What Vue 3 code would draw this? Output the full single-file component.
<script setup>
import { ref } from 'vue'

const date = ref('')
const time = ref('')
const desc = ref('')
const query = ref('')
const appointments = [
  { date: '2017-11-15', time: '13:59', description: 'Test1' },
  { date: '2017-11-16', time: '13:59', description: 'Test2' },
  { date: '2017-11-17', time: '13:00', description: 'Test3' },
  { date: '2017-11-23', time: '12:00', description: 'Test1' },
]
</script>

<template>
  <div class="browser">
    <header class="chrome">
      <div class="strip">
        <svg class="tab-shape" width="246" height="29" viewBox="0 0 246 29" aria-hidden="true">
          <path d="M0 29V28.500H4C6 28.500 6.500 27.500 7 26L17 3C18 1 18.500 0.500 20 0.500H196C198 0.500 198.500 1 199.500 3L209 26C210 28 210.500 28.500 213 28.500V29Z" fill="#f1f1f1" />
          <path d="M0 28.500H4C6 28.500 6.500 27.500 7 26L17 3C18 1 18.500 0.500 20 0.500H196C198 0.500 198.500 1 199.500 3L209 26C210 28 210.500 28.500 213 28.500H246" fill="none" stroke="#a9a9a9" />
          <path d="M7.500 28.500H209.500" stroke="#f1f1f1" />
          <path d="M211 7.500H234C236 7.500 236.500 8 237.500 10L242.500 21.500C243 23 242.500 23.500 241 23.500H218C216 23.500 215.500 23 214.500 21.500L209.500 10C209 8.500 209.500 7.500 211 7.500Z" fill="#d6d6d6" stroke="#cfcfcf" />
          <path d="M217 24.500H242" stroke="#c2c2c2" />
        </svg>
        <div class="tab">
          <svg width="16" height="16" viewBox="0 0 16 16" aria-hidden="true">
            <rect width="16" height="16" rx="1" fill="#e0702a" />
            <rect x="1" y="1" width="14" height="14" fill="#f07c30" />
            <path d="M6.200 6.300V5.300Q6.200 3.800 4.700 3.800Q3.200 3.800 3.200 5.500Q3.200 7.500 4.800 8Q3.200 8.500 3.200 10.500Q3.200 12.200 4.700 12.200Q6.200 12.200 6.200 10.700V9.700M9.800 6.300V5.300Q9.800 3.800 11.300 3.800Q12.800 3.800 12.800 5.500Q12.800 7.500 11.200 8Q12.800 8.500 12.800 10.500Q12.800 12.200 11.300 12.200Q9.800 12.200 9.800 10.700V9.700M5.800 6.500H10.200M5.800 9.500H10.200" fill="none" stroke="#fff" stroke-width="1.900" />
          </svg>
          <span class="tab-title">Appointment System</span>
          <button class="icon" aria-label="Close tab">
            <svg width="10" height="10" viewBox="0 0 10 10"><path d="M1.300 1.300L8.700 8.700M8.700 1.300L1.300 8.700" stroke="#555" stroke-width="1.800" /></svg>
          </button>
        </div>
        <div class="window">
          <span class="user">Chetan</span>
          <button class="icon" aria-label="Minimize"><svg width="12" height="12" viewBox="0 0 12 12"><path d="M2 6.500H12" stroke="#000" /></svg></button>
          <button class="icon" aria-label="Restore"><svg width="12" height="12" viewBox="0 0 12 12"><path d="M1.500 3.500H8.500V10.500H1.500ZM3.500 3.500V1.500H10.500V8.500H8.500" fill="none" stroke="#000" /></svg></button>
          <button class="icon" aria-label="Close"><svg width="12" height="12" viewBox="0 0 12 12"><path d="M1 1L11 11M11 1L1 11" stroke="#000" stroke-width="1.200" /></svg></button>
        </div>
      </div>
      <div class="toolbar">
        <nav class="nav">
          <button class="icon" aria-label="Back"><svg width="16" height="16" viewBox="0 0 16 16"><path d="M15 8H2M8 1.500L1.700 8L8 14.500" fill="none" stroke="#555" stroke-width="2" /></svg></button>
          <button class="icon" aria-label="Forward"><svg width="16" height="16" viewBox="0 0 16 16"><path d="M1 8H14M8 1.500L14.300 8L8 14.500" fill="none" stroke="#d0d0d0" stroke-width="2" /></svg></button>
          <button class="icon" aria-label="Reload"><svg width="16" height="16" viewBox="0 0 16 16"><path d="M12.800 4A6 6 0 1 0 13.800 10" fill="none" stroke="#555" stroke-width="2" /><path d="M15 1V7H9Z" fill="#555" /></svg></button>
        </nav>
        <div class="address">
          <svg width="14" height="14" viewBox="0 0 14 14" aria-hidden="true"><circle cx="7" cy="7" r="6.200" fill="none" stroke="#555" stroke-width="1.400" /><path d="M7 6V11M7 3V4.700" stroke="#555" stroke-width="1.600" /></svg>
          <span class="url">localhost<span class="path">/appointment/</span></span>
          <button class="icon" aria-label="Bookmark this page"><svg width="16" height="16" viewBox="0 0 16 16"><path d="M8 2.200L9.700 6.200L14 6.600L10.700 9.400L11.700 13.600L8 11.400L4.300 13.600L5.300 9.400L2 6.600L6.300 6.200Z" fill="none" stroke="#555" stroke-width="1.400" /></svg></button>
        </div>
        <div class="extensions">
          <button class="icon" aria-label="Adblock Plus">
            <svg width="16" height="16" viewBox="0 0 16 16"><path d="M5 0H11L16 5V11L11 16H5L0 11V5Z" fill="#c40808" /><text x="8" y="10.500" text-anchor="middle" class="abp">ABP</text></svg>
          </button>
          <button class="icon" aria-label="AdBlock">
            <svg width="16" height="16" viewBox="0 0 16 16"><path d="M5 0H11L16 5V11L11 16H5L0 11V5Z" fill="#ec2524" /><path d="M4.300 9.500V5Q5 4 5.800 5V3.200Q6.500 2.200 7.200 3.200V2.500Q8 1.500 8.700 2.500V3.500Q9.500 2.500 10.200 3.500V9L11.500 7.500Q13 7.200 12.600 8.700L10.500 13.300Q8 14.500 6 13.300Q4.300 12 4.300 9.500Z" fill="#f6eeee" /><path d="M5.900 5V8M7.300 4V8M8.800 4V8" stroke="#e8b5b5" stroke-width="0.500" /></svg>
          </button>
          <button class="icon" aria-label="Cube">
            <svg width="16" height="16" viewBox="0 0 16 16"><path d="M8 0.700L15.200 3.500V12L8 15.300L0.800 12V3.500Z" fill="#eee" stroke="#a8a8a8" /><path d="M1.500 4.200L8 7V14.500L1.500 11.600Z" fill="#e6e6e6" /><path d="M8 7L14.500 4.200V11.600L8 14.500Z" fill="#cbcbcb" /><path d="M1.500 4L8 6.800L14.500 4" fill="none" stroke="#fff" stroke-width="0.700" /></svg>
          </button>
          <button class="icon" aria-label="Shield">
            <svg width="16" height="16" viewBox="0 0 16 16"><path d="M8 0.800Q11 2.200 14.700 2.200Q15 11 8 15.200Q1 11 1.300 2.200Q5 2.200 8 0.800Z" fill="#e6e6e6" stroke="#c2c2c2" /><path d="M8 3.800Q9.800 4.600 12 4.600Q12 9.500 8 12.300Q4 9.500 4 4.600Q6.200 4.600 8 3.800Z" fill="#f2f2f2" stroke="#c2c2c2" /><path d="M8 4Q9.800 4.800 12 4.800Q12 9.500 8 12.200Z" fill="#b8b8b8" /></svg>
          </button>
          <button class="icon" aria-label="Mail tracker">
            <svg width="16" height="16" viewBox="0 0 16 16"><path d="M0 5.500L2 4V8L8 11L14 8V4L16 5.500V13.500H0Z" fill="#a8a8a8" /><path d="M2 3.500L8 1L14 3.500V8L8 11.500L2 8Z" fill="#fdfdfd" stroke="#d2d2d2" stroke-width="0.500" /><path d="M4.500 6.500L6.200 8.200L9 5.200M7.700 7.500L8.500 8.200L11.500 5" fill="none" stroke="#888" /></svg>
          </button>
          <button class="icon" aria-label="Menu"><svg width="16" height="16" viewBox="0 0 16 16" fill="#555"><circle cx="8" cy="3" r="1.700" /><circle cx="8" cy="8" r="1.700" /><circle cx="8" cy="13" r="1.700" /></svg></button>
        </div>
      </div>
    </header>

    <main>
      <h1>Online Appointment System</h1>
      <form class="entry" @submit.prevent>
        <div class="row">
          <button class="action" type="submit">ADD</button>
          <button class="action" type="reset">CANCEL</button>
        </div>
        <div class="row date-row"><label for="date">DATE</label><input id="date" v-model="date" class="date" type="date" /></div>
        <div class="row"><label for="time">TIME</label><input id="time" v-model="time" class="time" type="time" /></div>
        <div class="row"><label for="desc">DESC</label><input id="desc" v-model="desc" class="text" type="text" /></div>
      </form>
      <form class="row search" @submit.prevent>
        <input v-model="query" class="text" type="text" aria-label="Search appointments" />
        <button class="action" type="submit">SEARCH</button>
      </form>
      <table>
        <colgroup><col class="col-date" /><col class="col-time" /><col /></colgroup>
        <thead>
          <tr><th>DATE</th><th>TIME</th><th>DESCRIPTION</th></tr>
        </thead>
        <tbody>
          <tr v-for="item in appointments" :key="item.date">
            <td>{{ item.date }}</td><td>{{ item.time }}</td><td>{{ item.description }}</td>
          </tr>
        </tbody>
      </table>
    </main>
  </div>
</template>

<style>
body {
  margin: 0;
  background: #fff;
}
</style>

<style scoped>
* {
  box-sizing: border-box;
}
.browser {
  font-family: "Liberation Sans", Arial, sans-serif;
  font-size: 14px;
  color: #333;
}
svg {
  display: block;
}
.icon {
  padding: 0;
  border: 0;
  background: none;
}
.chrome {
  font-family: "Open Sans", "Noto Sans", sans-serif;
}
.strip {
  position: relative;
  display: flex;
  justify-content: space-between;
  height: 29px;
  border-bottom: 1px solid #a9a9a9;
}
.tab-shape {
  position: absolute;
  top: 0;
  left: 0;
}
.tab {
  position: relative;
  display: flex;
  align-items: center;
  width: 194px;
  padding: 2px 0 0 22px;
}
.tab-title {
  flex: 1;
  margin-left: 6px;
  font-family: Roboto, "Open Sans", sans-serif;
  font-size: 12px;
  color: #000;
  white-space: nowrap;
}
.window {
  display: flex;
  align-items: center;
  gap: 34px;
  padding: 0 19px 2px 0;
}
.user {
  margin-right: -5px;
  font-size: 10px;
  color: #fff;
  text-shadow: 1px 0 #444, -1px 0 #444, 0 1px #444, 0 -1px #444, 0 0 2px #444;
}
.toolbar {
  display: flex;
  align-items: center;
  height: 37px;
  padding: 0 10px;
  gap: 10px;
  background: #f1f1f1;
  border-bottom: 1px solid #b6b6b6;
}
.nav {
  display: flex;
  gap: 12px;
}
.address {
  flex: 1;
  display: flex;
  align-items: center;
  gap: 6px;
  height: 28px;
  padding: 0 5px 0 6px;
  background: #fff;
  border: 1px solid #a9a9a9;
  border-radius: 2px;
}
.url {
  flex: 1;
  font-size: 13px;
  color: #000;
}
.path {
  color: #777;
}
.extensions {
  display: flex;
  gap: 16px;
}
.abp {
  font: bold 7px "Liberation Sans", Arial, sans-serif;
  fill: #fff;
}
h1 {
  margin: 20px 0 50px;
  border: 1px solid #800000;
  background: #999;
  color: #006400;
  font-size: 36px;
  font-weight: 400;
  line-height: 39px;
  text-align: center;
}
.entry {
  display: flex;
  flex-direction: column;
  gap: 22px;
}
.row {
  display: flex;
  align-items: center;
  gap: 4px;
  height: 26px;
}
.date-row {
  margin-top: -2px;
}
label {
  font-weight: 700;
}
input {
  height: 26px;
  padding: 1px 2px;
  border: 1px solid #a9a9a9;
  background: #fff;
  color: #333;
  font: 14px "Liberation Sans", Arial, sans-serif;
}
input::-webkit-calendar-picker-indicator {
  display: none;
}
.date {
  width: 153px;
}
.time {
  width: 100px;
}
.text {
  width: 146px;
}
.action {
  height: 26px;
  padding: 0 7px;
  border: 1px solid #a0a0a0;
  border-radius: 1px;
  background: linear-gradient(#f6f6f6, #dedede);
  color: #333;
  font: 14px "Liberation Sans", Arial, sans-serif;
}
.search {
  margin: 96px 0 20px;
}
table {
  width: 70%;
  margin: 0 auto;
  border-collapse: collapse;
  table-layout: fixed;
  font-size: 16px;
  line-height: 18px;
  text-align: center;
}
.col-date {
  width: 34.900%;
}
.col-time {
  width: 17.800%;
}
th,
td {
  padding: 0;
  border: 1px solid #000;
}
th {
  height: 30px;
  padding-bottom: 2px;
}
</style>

■ **Challenge**:
Search the preceding listing for "this" and extract every line where it is found.

■ **Task result**:
What Vue 3 code would draw this? Output the full single-file component.
          <button class="icon" aria-label="Bookmark this page"><svg width="16" height="16" viewBox="0 0 16 16"><path d="M8 2.200L9.700 6.200L14 6.600L10.700 9.400L11.700 13.600L8 11.400L4.300 13.600L5.300 9.400L2 6.600L6.300 6.200Z" fill="none" stroke="#555" stroke-width="1.400" /></svg></button>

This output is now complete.